Nathaniel on the cardinal virtues

Nathaniel on the cardinal virtues

Monday, February 5, 2018

6:30 a.m. I sort of overheard the process of dreaming, early this morning, and it came to this: Another part of myself was playing various scenarios, and showing how it could have come out this way, if I had done this. At least, I think that’s what I heard, or observed. I didn’t get up and write it down, so maybe I don’t have it just right. But the insight I was left with amounted to just what Nathaniel or whoever said – the important thing is not the first-tier action but the second-tier change as a result of the action. The same lesson, too, about my long careful struggle to lose weight. I doubt anybody in non-3D cares what I wind up weighing; but the habits developed in the long period of vigilance – or, say, of observation, not to be too dramatic about it – will have to have its effect on my overall characteristic mind. It’s like the whole 3D experience is a long rehearsal, or say practice sessions, to result in whatever it is we do result in as a result of so many choices over a lifetime.

Correct, Nathaniel?

Close enough, for the moment. You might also look at physical 3D life as a long process of thinking things over. You never get to a conclusion so profound that it can’t be improved upon, but also you don’t need to. It’s the process of learning and growing that’s of interest, more so than the arriving at any specific conclusion.

Okay. So what’s on the agenda for today? The cardinal virtues?

There’s not the need to re-examine them in light of new understandings that there was for the seven avenues of error, because few people will have an ingrained resistance to them, or to what they assume they are, in the way many people will have had in relation to the sins. Prudence, justice, temperance and fortitude will not be associated in their minds with guilt and resentment, so really it is almost enough to remind them of the existence of the concept [of the existence of four over-arching virtues].

A few words, maybe?

A few.

Prudence – it is well to bring as much instinctive understanding to a situation as is possible. A little less impulsiveness, a little more deliberation. Use all your resources, not merely your present-moment activated reactions.

Justice – weigh carefully, not overreacting out of emotion or prejudice or fear. Again, mindfulness, bringing your best you to the moment.

Temperance – nothing to excess. That doesn’t mean, couldn’t mean, never departing from one state of mind, never getting carried away, never varying from moment to moment. That would be beyond human capability, even if it were entirely desirable. But – nothing in excess. Continually return to your center of gravity, so to speak. If you get carried away, return.
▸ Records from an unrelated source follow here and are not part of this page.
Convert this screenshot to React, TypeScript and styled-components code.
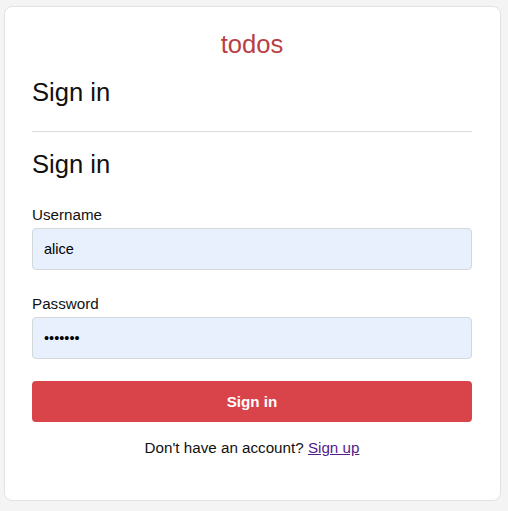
import React from "react";
import styled, { createGlobalStyle } from "styled-components";

const Global = createGlobalStyle`
  html, body {
    margin: 0;
    padding: 0;
    background: #f4f4f4;
    font-family: "Liberation Sans", Arial, sans-serif;
    color: #111;
  }
  * { box-sizing: border-box; }
`;

const Page = styled.div`
  padding: 6px 7px 10px 4px;
`;

const Card = styled.main`
  background: #fff;
  border: 1px solid #e2e2e2;
  border-radius: 8px;
  padding: 23px 28px 44px 27px;
  height: 495px;
`;

const Brand = styled.h1`
  margin: 0;
  text-align: center;
  font-size: 25.6px;
  font-weight: 400;
  line-height: 29px;
  color: #b83f45;
`;

const Heading = styled.h2<{ $top: number; $bottom: number }>`
  margin: ${(p) => p.$top}px 0 ${(p) => p.$bottom}px;
  font-size: 25.6px;
  font-weight: 400;
  line-height: 29px;
`;

const Divider = styled.hr`
  margin: 0;
  border: 0;
  border-top: 1px solid #dcdcdc;
`;

const Form = styled.form`
  display: flex;
  flex-direction: column;
  margin-top: 27px;
`;

const Field = styled.div`
  display: flex;
  flex-direction: column;
  gap: 5px;
  margin-bottom: 25px;
`;

const Label = styled.label`
  font-size: 15.2px;
  line-height: 17px;
`;

const Input = styled.input`
  height: 42px;
  width: 100%;
  border: 1px solid #d4d7dc;
  border-radius: 4px;
  background: #e8f0fe;
  padding: 0 11px;
  font-family: "Liberation Sans", Arial, sans-serif;
  font-size: 14.5px;
  color: #000;
  outline: none;
`;

const SubmitButton = styled.button`
  margin-top: -3px;
  height: 41px;
  width: 100%;
  border: 0;
  border-radius: 4px;
  background: #d9434a;
  color: #fff;
  font-family: "Liberation Sans", Arial, sans-serif;
  font-size: 15.2px;
  font-weight: 700;
  cursor: pointer;
`;

const Footer = styled.p`
  margin: 17px 0 0;
  text-align: center;
  font-size: 15.2px;
  line-height: 17px;
  color: #111;
`;

const Link = styled.a`
  color: #551a8b;
  text-decoration: underline;
`;

export default function App() {
  return (
    <>
      <Global />
      <Page>
        <Card>
          <Brand>todos</Brand>
          <Heading $top={19} $bottom={24}>Sign in</Heading>
          <Divider />
          <Heading $top={18} $bottom={0}>Sign in</Heading>
          <Form onSubmit={(e) => e.preventDefault()}>
            <Field>
              <Label htmlFor="username">Username</Label>
              <Input id="username" type="text" defaultValue="alice" />
            </Field>
            <Field>
              <Label htmlFor="password">Password</Label>
              <Input id="password" type="password" defaultValue="secret1" />
            </Field>
            <SubmitButton type="submit">Sign in</SubmitButton>
          </Form>
          <Footer>
            Don't have an account? <Link href="#">Sign up</Link>
          </Footer>
        </Card>
      </Page>
    </>
  );
}
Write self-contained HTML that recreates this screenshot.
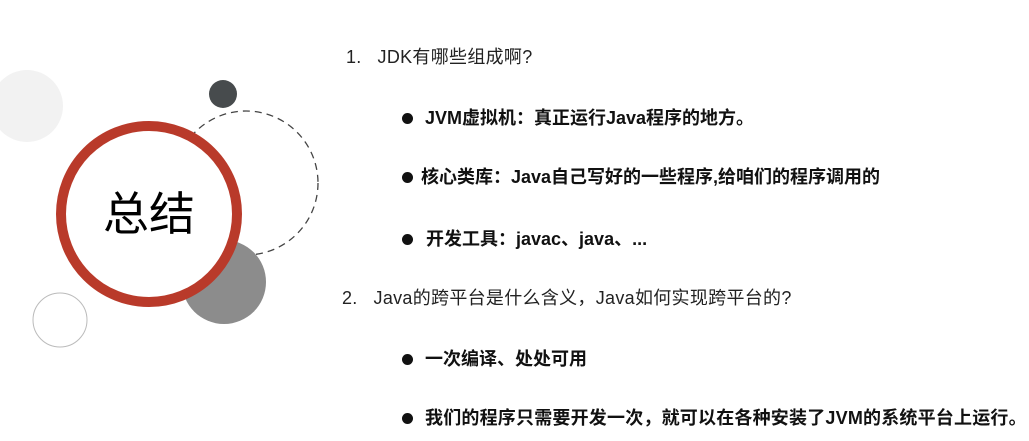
<!DOCTYPE html>
<html><head><meta charset="utf-8"><style>
body{margin:0;width:1029px;height:441px;background:#fff;position:relative;overflow:hidden;font-family:"Liberation Sans","Noto Sans CJK SC",sans-serif;color:#111}
.t{position:absolute;white-space:nowrap;line-height:1}
.q{font-size:18px;color:#222;letter-spacing:0.3px}
.b{font-size:18px;font-weight:bold;color:#111}
.dot{position:absolute;width:11px;height:11px;border-radius:50%;background:#111}
</style></head><body>
<svg width="330" height="441" style="position:absolute;left:0;top:0">
<circle cx="27" cy="106" r="36" fill="#f2f2f2"/>
<circle cx="223" cy="94" r="14" fill="#474b4d"/>
<circle cx="246" cy="183" r="72" fill="none" stroke="#444" stroke-width="1.3" stroke-dasharray="7 5"/>
<circle cx="224" cy="282" r="42" fill="#8c8c8c"/>
<circle cx="60" cy="320" r="27" fill="none" stroke="#bbb" stroke-width="1"/>
<circle cx="149" cy="214" r="88" fill="#fff" stroke="#b93a2a" stroke-width="10"/>
<text x="149" y="230" text-anchor="middle" font-size="46" font-family="Noto Sans CJK SC, sans-serif" fill="#000">总结</text>
</svg>
<div class="t q" style="left:346px;top:48px">1.&nbsp;&nbsp; JDK有哪些组成啊?</div>
<div class="dot" style="left:402px;top:113px"></div>
<div class="t b" style="left:425px;top:109px">JVM虚拟机：真正运行Java程序的地方。</div>
<div class="dot" style="left:402px;top:172px"></div>
<div class="t b" style="left:421px;top:168px">核心类库：Java自己写好的一些程序,给咱们的程序调用的</div>
<div class="dot" style="left:402px;top:234px"></div>
<div class="t b" style="left:426px;top:230px">开发工具：javac、java、...</div>
<div class="t q" style="left:342px;top:289px">2.&nbsp;&nbsp; Java的跨平台是什么含义，Java如何实现跨平台的?</div>
<div class="dot" style="left:402px;top:354px"></div>
<div class="t b" style="left:425px;top:350px">一次编译、处处可用</div>
<div class="dot" style="left:402px;top:413px"></div>
<div class="t b" style="left:425px;top:409px;letter-spacing:0.2px">我们的程序只需要开发一次，就可以在各种安装了JVM的系统平台上运行。</div>
</body></html>
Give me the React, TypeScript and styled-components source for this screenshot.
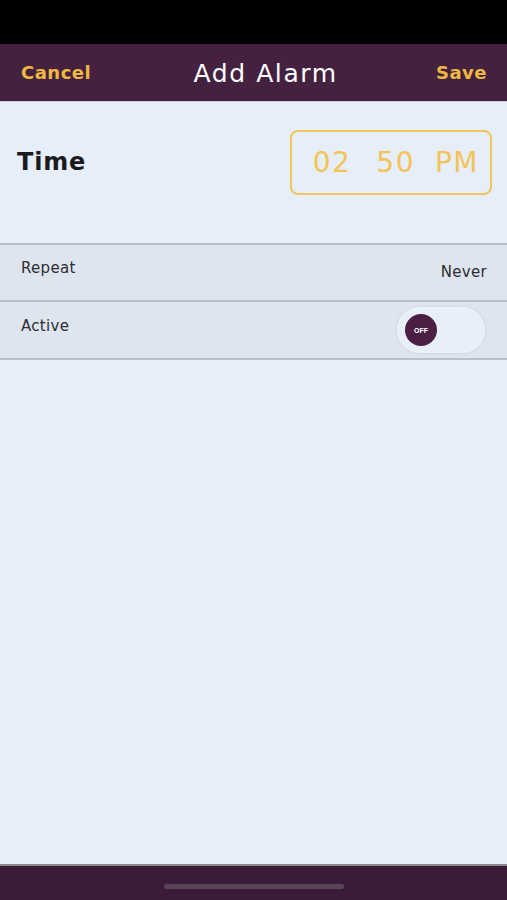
import React, { useState } from 'react'
import styled, { createGlobalStyle } from 'styled-components'

const GlobalStyle = createGlobalStyle`
  html, body {
    margin: 0;
    padding: 0;
    background: #e6eefa;
  }
  body {
    font-family: "DejaVu Sans", "Open Sans", sans-serif;
  }
`

const Screen = styled.div`
  width: 507px;
  height: 900px;
  display: flex;
  flex-direction: column;
  background: #e6eefa;
`

const StatusBar = styled.div`
  height: 44px;
  background: #000;
`

const Header = styled.div`
  height: 57px;
  background: #44223f;
  display: flex;
  align-items: center;
  justify-content: space-between;
  padding: 0 20px 0 21px;
  border-bottom: 1px solid #cfcfd6;
`

const HeaderButton = styled.span`
  color: #eeb843;
  font-size: 18px;
  font-weight: 700;
  letter-spacing: 0.5px;
`

const Title = styled.span`
  color: #fff;
  font-size: 25px;
  font-weight: 500;
  letter-spacing: 1.6px;
  margin-left: 4px;
  margin-top: 1px;
`

const Content = styled.div`
  flex: 1;
  display: flex;
  flex-direction: column;
`

const TimeRow = styled.div`
  height: 141px;
  display: flex;
  align-items: flex-start;
  justify-content: space-between;
  padding: 28px 15px 0 17px;
  box-sizing: border-box;
`

const TimeLabel = styled.span`
  font-size: 24px;
  font-weight: 700;
  color: #1b1b1f;
  margin-top: 18px;
  letter-spacing: 0.8px;
`

const TimeBox = styled.div`
  width: 202px;
  height: 65px;
  box-sizing: border-box;
  border: 2px solid #f2c45a;
  border-radius: 8px;
  display: flex;
  align-items: center;
  justify-content: flex-end;
  padding-right: 11px;
  color: #f3c355;
  font-family: "DejaVu Sans", sans-serif;
  font-size: 28px;
  font-weight: 400;
  letter-spacing: 1.5px;
`

const TimePart = styled.span<{ $gap?: number }>`
  margin-right: ${p => p.$gap ?? 0}px;
`

const SettingRow = styled.div`
  height: 57px;
  display: flex;
  align-items: center;
  justify-content: space-between;
  padding: 0 20px 0 21px;
  background: #dfe5ef;
  border-top: 2px solid #b9bfc8;
  box-sizing: border-box;
  &:last-child {
    border-bottom: 2px solid #b9bfc8;
    height: 60px;
  }
`

const RowLabel = styled.span<{ $offset?: number }>`
  font-size: 15px;
  color: #2d2d33;
  letter-spacing: 0.3px;
  transform: translateY(${p => p.$offset ?? 0}px);
`

const Toggle = styled.button`
  width: 88px;
  height: 46px;
  border: none;
  border-radius: 23px;
  background: #e9eff9;
  box-shadow: 0 0 3px rgba(0, 0, 0, 0.12), inset 0 0 2px rgba(255, 255, 255, 0.9);
  padding: 0 0 0 8px;
  display: flex;
  align-items: center;
  margin-right: 2px;
  cursor: pointer;
`

const Knob = styled.span`
  width: 32px;
  height: 32px;
  border-radius: 50%;
  background: #4a1f43;
  color: #fff;
  font-family: "Liberation Sans", sans-serif;
  font-size: 7px;
  font-weight: 700;
  display: flex;
  align-items: center;
  justify-content: center;
`

const BottomBar = styled.div`
  height: 34px;
  background: #3a1c38;
  border-top: 2px solid #8a8a8f;
  display: flex;
  align-items: center;
  justify-content: center;
`

const HomeIndicator = styled.div`
  width: 180px;
  height: 5px;
  border-radius: 3px;
  background: #5b4659;
  margin-top: 6px;
`

export default function App() {
  const [active, setActive] = useState(false)
  return (
    <>
      <GlobalStyle />
      <Screen>
        <StatusBar />
        <Header>
          <HeaderButton>Cancel</HeaderButton>
          <Title>Add Alarm</Title>
          <HeaderButton>Save</HeaderButton>
        </Header>
        <Content>
          <TimeRow>
            <TimeLabel>Time</TimeLabel>
            <TimeBox>
              <TimePart $gap={25}>02</TimePart>
              <TimePart $gap={20}>50</TimePart>
              <TimePart>PM</TimePart>
            </TimeBox>
          </TimeRow>
          <div>
            <SettingRow>
              <RowLabel $offset={-5}>Repeat</RowLabel>
              <RowLabel $offset={-1}>Never</RowLabel>
            </SettingRow>
            <SettingRow>
              <RowLabel $offset={-4}>Active</RowLabel>
              <Toggle onClick={() => setActive(!active)}>
                <Knob>{active ? 'ON' : 'OFF'}</Knob>
              </Toggle>
            </SettingRow>
          </div>
        </Content>
        <BottomBar>
          <HomeIndicator />
        </BottomBar>
      </Screen>
    </>
  )
}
Fortitude – don’t allow yourself to be overwhelmed by difficulties or even by tedium. Keep on. It’s a long road; travel it to the end, don’t just give up and sit by the side, waiting.

That’s it, then?

It’s enough. The situation isn’t complicated. It would be well to remember that all this plays out on a field larger and deeper than 3D Theater, but yes, it’s enough for practical use. They don’t profit you by being philosophized over, but by forming your habitual spine, your keel, your relied-upon framework.

Okay. Well, thanks for that. As I assume we’re not going to quit at 20 minutes, wherever we go from here, it’s up to you. I do have a couple of queued-up questions, but not to hand.

No reason we have to go on for a given length of time. The very shortness of this session may serve to underline our few words about the virtues, and lead people to ponder them, which is all to the good.

What about the three additional virtues that the Christian fathers added to the four virtues they inherited from the Greeks?

Faith, hope, and charity will meet resistances that prudence, justice, temperance and fortitude did not. We shall deal with them at another time, lest the four cardinal virtues be somewhat lost sight of.

Huh. Okay, then, see you another time. Our thanks as always.